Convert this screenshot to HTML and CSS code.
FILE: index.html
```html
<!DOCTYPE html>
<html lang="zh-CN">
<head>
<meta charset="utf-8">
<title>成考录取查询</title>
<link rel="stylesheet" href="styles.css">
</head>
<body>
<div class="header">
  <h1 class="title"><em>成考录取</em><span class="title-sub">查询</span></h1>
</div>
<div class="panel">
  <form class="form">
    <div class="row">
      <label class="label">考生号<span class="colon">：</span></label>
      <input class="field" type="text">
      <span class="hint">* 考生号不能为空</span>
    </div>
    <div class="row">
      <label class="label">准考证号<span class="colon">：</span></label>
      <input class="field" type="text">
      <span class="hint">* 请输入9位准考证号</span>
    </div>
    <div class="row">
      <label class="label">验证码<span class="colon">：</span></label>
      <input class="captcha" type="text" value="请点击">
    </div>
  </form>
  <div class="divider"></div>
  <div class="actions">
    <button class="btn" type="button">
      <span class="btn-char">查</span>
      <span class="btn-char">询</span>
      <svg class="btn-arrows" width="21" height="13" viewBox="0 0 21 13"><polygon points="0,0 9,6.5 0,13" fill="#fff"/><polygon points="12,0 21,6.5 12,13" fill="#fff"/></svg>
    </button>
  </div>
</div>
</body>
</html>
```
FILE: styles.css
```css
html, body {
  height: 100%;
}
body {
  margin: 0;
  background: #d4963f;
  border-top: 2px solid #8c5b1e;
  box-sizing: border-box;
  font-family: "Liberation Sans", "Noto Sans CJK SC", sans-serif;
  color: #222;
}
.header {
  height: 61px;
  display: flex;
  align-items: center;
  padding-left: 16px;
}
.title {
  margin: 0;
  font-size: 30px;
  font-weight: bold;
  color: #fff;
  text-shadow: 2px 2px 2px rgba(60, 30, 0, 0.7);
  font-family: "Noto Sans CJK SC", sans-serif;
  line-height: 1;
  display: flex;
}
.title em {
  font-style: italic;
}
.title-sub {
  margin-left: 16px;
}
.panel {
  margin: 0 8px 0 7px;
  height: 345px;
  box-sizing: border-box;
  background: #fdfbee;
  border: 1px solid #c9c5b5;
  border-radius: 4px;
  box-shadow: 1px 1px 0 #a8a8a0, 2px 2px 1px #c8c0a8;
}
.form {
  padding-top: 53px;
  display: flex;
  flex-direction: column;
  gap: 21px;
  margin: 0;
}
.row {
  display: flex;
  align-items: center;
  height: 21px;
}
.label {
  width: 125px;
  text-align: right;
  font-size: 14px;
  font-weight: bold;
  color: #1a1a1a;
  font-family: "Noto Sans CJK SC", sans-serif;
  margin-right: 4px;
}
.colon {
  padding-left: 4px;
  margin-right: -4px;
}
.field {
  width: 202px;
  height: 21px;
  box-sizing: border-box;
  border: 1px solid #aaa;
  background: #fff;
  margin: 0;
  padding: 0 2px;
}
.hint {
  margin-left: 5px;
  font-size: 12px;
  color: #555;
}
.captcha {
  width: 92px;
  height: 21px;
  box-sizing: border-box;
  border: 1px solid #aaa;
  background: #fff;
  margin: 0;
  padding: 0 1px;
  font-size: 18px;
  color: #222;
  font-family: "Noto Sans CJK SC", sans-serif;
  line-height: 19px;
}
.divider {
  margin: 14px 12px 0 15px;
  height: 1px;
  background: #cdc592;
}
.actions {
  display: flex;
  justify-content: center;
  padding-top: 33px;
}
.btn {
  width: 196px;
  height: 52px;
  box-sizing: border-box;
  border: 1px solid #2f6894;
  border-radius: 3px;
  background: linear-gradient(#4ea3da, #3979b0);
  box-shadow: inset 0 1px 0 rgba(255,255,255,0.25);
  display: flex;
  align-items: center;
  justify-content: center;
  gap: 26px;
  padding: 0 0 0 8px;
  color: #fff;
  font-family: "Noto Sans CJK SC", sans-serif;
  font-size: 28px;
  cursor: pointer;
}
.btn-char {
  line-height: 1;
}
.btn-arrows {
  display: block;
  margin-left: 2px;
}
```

● Exercise aim:
Reproduce every line above without error.

● Answer for the task:
Convert this screenshot to HTML and CSS code.
FILE: index.html
```html
<!DOCTYPE html>
<html lang="zh-CN">
<head>
<meta charset="utf-8">
<title>成考录取查询</title>
<link rel="stylesheet" href="styles.css">
</head>
<body>
<div class="header">
  <h1 class="title"><em>成考录取</em><span class="title-sub">查询</span></h1>
</div>
<div class="panel">
  <form class="form">
    <div class="row">
      <label class="label">考生号<span class="colon">：</span></label>
      <input class="field" type="text">
      <span class="hint">* 考生号不能为空</span>
    </div>
    <div class="row">
      <label class="label">准考证号<span class="colon">：</span></label>
      <input class="field" type="text">
      <span class="hint">* 请输入9位准考证号</span>
    </div>
    <div class="row">
      <label class="label">验证码<span class="colon">：</span></label>
      <input class="captcha" type="text" value="请点击">
    </div>
  </form>
  <div class="divider"></div>
  <div class="actions">
    <button class="btn" type="button">
      <span class="btn-char">查</span>
      <span class="btn-char">询</span>
      <svg class="btn-arrows" width="21" height="13" viewBox="0 0 21 13"><polygon points="0,0 9,6.5 0,13" fill="#fff"/><polygon points="12,0 21,6.5 12,13" fill="#fff"/></svg>
    </button>
  </div>
</div>
</body>
</html>
```
FILE: styles.css
```css
html, body {
  height: 100%;
}
body {
  margin: 0;
  background: #d4963f;
  border-top: 2px solid #8c5b1e;
  box-sizing: border-box;
  font-family: "Liberation Sans", "Noto Sans CJK SC", sans-serif;
  color: #222;
}
.header {
  height: 61px;
  display: flex;
  align-items: center;
  padding-left: 16px;
}
.title {
  margin: 0;
  font-size: 30px;
  font-weight: bold;
  color: #fff;
  text-shadow: 2px 2px 2px rgba(60, 30, 0, 0.7);
  font-family: "Noto Sans CJK SC", sans-serif;
  line-height: 1;
  display: flex;
}
.title em {
  font-style: italic;
}
.title-sub {
  margin-left: 16px;
}
.panel {
  margin: 0 8px 0 7px;
  height: 345px;
  box-sizing: border-box;
  background: #fdfbee;
  border: 1px solid #c9c5b5;
  border-radius: 4px;
  box-shadow: 1px 1px 0 #a8a8a0, 2px 2px 1px #c8c0a8;
}
.form {
  padding-top: 53px;
  display: flex;
  flex-direction: column;
  gap: 21px;
  margin: 0;
}
.row {
  display: flex;
  align-items: center;
  height: 21px;
}
.label {
  width: 125px;
  text-align: right;
  font-size: 14px;
  font-weight: bold;
  color: #1a1a1a;
  font-family: "Noto Sans CJK SC", sans-serif;
  margin-right: 4px;
}
.colon {
  padding-left: 4px;
  margin-right: -4px;
}
.field {
  width: 202px;
  height: 21px;
  box-sizing: border-box;
  border: 1px solid #aaa;
  background: #fff;
  margin: 0;
  padding: 0 2px;
}
.hint {
  margin-left: 5px;
  font-size: 12px;
  color: #555;
}
.captcha {
  width: 92px;
  height: 21px;
  box-sizing: border-box;
  border: 1px solid #aaa;
  background: #fff;
  margin: 0;
  padding: 0 1px;
  font-size: 18px;
  color: #222;
  font-family: "Noto Sans CJK SC", sans-serif;
  line-height: 19px;
}
.divider {
  margin: 14px 12px 0 15px;
  height: 1px;
  background: #cdc592;
}
.actions {
  display: flex;
  justify-content: center;
  padding-top: 33px;
}
.btn {
  width: 196px;
  height: 52px;
  box-sizing: border-box;
  border: 1px solid #2f6894;
  border-radius: 3px;
  background: linear-gradient(#4ea3da, #3979b0);
  box-shadow: inset 0 1px 0 rgba(255,255,255,0.25);
  display: flex;
  align-items: center;
  justify-content: center;
  gap: 26px;
  padding: 0 0 0 8px;
  color: #fff;
  font-family: "Noto Sans CJK SC", sans-serif;
  font-size: 28px;
  cursor: pointer;
}
.btn-char {
  line-height: 1;
}
.btn-arrows {
  display: block;
  margin-left: 2px;
}
```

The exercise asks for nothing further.